### [What is expected]
Every line containing the word "TypeScript" needs to be found and copied.

### [Task data]
========

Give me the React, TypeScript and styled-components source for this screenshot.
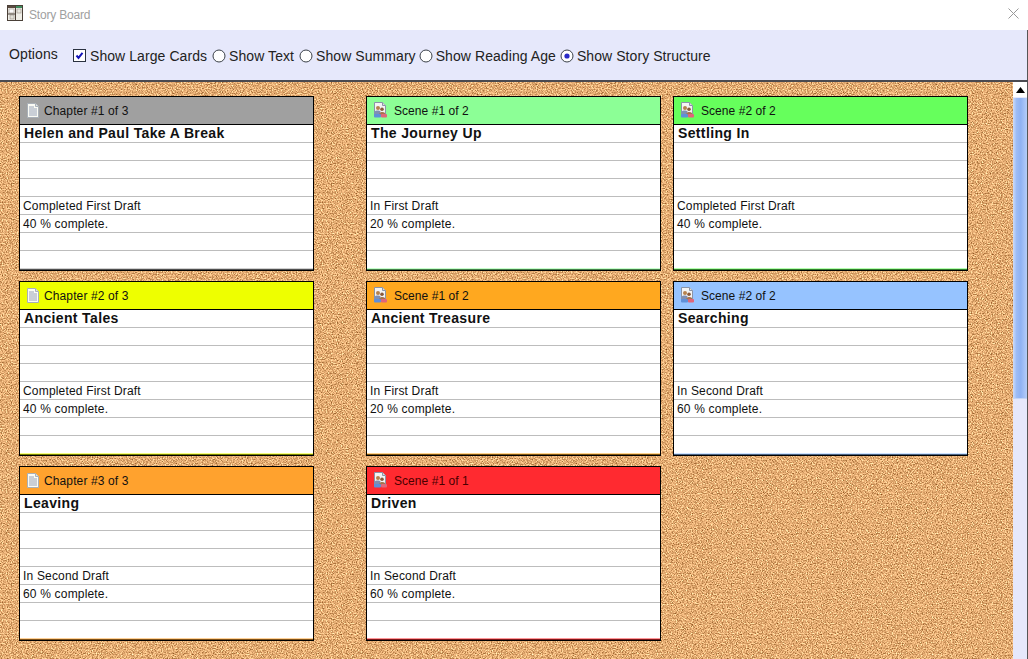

========

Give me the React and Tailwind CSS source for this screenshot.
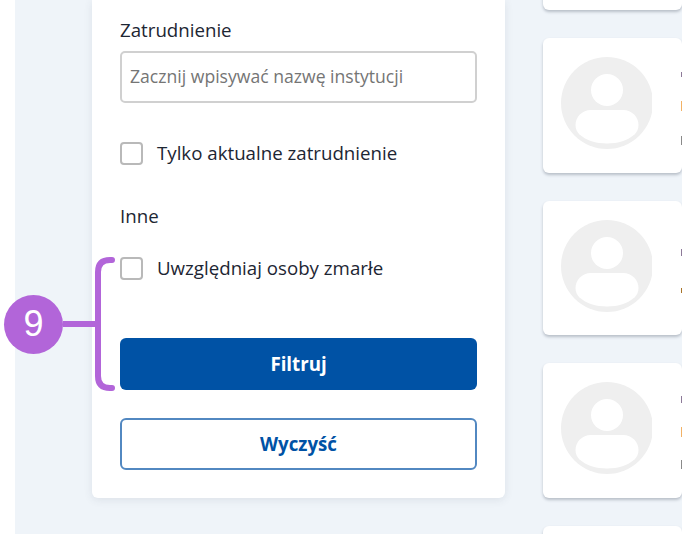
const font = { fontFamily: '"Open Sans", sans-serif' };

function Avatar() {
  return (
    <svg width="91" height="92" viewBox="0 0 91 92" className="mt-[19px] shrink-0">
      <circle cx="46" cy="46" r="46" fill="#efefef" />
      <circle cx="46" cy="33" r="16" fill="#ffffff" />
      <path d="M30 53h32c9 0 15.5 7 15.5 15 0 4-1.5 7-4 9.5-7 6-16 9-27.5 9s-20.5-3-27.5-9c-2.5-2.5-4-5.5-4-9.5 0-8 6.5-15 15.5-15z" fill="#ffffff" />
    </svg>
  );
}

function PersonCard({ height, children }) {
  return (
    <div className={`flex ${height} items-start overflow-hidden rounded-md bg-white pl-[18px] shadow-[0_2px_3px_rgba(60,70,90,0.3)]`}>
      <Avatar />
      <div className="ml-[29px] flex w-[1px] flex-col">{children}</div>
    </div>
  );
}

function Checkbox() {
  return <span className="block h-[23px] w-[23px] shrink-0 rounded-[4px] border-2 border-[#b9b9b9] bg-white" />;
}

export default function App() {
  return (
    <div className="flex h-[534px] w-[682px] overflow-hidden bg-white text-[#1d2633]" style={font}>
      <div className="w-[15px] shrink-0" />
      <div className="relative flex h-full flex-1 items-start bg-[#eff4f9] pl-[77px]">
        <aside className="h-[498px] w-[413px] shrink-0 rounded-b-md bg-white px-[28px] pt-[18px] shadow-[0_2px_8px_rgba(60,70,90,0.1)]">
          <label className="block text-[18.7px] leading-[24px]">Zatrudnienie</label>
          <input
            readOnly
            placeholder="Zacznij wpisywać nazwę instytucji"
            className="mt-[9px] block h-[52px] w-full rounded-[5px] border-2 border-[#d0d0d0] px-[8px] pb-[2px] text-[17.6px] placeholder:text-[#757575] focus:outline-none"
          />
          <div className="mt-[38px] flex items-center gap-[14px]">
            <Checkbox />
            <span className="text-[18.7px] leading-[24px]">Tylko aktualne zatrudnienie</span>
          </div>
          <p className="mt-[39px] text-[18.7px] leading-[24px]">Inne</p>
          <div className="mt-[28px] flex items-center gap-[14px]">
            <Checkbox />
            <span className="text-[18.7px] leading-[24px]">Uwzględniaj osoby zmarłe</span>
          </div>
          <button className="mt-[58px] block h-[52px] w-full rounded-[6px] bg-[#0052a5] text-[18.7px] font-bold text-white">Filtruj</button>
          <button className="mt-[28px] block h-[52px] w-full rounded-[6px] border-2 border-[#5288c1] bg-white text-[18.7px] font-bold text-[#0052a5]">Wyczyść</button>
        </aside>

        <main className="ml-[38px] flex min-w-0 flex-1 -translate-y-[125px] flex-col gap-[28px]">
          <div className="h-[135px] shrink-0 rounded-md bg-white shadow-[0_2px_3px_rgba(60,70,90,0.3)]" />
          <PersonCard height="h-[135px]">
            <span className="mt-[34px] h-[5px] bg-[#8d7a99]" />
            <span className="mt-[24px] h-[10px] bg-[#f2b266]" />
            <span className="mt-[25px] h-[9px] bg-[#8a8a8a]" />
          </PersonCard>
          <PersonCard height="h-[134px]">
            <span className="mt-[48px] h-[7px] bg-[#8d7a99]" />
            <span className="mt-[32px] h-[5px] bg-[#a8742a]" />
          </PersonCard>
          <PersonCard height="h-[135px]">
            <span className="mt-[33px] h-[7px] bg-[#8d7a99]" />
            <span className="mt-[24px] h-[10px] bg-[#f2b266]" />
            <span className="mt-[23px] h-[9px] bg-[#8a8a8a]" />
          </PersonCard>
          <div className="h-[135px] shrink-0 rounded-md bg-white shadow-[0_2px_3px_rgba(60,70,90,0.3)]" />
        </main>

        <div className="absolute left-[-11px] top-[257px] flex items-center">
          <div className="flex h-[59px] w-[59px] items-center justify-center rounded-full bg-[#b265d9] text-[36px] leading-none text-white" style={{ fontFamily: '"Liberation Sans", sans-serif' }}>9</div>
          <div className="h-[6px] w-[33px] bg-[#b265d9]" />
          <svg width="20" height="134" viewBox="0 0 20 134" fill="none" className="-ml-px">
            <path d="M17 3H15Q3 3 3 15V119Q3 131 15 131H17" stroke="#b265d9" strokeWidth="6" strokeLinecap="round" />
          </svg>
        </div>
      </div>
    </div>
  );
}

========

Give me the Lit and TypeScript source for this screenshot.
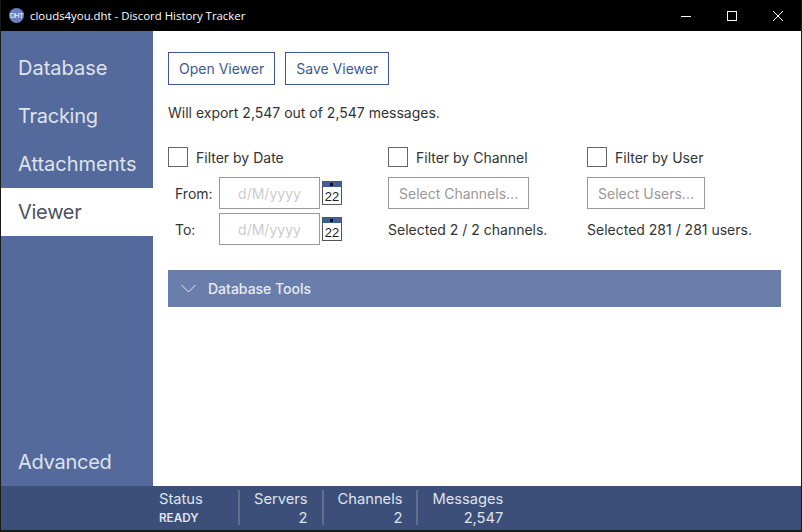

========

### [Exercise answer]
Give me the React, TypeScript and styled-components source for this screenshot.
Give me the Lit and TypeScript source for this screenshot.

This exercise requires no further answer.